Data section:
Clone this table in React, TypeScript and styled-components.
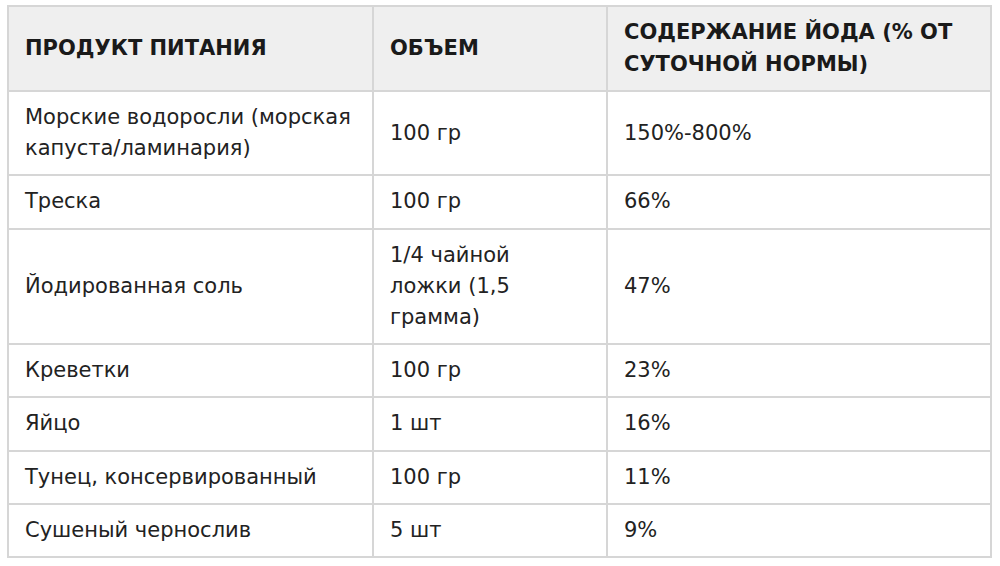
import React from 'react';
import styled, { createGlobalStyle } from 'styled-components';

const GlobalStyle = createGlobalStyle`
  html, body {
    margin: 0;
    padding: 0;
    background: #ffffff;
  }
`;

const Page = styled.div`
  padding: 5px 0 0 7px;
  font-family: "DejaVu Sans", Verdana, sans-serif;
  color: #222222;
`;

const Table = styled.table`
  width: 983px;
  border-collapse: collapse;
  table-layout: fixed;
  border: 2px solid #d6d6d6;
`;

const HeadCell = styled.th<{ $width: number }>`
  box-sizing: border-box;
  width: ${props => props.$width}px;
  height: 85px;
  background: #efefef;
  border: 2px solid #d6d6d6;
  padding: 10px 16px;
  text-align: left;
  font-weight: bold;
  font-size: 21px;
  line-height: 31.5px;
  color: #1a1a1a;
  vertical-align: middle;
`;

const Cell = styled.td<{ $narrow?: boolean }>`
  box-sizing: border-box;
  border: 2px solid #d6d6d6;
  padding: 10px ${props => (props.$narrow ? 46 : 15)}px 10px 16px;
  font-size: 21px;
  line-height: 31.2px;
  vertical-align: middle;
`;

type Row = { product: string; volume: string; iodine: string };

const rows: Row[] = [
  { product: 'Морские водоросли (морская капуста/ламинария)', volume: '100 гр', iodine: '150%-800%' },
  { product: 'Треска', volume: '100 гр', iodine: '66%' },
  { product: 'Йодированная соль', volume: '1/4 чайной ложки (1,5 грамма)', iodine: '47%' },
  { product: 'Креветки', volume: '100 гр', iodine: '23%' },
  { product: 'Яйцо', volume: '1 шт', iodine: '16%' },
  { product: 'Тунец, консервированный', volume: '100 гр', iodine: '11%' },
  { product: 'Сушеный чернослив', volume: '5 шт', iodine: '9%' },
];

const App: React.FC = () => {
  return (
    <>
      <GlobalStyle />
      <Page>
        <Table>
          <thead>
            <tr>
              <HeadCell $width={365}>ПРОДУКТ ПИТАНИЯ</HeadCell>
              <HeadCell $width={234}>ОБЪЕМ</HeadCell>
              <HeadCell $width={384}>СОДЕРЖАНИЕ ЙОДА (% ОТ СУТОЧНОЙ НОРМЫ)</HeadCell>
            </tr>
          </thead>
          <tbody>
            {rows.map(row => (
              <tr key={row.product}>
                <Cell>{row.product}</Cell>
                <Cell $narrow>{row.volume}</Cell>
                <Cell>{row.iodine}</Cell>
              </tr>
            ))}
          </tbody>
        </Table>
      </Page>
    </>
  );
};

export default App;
* * *
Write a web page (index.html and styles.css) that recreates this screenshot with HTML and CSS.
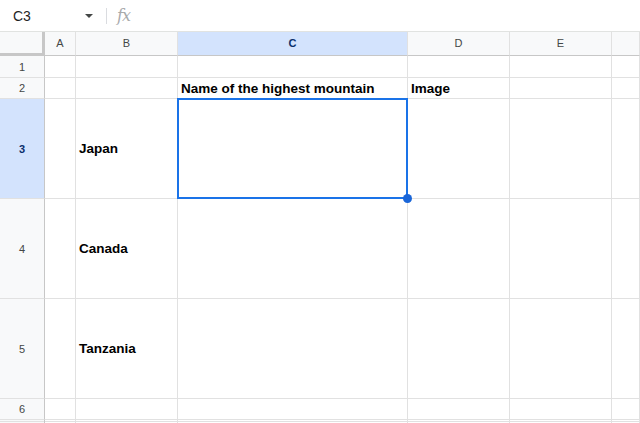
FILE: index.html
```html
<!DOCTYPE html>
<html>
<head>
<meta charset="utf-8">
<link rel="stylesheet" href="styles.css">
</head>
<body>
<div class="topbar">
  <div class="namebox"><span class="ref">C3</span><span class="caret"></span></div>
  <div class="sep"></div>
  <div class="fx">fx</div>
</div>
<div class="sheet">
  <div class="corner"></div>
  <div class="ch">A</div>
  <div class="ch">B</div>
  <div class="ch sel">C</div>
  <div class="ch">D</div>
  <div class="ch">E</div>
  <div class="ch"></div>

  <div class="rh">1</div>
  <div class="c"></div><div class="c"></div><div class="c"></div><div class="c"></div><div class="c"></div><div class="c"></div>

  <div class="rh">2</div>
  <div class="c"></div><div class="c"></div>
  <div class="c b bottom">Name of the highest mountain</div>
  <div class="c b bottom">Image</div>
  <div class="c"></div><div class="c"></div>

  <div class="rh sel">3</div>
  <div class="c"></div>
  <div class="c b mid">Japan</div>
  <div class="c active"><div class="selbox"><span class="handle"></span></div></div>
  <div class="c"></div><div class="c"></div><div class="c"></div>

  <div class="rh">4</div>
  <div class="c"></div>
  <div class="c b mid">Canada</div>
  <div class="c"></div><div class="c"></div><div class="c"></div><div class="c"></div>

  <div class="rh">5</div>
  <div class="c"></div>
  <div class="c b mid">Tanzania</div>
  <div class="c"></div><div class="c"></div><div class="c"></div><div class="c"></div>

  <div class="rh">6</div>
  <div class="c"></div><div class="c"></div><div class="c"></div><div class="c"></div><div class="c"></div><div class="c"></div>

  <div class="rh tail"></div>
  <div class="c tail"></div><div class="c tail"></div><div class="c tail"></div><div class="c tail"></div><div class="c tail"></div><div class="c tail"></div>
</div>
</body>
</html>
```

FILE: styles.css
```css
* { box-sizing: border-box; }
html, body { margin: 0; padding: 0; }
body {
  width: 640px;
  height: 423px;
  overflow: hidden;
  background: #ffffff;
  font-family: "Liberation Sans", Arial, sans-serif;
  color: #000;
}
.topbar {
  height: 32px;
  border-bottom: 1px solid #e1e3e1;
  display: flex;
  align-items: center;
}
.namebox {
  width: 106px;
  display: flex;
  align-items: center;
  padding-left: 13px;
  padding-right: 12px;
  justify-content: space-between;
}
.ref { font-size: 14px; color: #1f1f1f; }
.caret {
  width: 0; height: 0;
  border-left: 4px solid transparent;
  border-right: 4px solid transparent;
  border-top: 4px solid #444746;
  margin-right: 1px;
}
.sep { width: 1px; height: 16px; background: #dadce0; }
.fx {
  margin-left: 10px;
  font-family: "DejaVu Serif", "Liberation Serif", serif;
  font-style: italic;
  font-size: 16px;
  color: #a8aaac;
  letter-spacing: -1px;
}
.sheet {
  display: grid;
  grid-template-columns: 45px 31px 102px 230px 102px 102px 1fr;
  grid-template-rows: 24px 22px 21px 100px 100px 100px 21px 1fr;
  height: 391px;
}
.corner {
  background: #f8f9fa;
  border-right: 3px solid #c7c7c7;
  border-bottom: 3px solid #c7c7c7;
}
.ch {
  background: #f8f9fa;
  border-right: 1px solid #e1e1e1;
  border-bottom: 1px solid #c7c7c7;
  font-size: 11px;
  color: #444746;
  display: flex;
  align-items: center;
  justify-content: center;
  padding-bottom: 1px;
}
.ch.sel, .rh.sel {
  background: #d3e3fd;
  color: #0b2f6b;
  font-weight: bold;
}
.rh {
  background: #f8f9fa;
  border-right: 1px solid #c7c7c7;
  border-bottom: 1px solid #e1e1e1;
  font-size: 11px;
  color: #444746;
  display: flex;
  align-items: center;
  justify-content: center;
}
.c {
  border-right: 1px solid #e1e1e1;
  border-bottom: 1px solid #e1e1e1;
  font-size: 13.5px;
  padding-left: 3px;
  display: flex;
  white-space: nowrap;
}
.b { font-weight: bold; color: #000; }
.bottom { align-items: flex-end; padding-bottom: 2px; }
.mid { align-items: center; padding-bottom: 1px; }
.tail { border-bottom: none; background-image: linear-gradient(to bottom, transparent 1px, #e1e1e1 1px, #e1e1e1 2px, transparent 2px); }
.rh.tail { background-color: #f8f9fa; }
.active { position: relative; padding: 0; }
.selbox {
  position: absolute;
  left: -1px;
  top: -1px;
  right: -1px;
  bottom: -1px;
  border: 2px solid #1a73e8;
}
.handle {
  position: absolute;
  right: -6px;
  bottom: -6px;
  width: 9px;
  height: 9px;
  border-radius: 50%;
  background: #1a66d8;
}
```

What the task requires: Without any pictures, set down the lines from the one holding "Clone this table" through the one holding "string; volume: string;".

Response:
Clone this table in React, TypeScript and styled-components.
import React from 'react';
import styled, { createGlobalStyle } from 'styled-components';

const GlobalStyle = createGlobalStyle`
  html, body {
    margin: 0;
    padding: 0;
    background: #ffffff;
  }
`;

const Page = styled.div`
  padding: 5px 0 0 7px;
  font-family: "DejaVu Sans", Verdana, sans-serif;
  color: #222222;
`;

const Table = styled.table`
  width: 983px;
  border-collapse: collapse;
  table-layout: fixed;
  border: 2px solid #d6d6d6;
`;

const HeadCell = styled.th<{ $width: number }>`
  box-sizing: border-box;
  width: ${props => props.$width}px;
  height: 85px;
  background: #efefef;
  border: 2px solid #d6d6d6;
  padding: 10px 16px;
  text-align: left;
  font-weight: bold;
  font-size: 21px;
  line-height: 31.5px;
  color: #1a1a1a;
  vertical-align: middle;
`;

const Cell = styled.td<{ $narrow?: boolean }>`
  box-sizing: border-box;
  border: 2px solid #d6d6d6;
  padding: 10px ${props => (props.$narrow ? 46 : 15)}px 10px 16px;
  font-size: 21px;
  line-height: 31.2px;
  vertical-align: middle;
`;

type Row = { product: string; volume: string; iodine: string };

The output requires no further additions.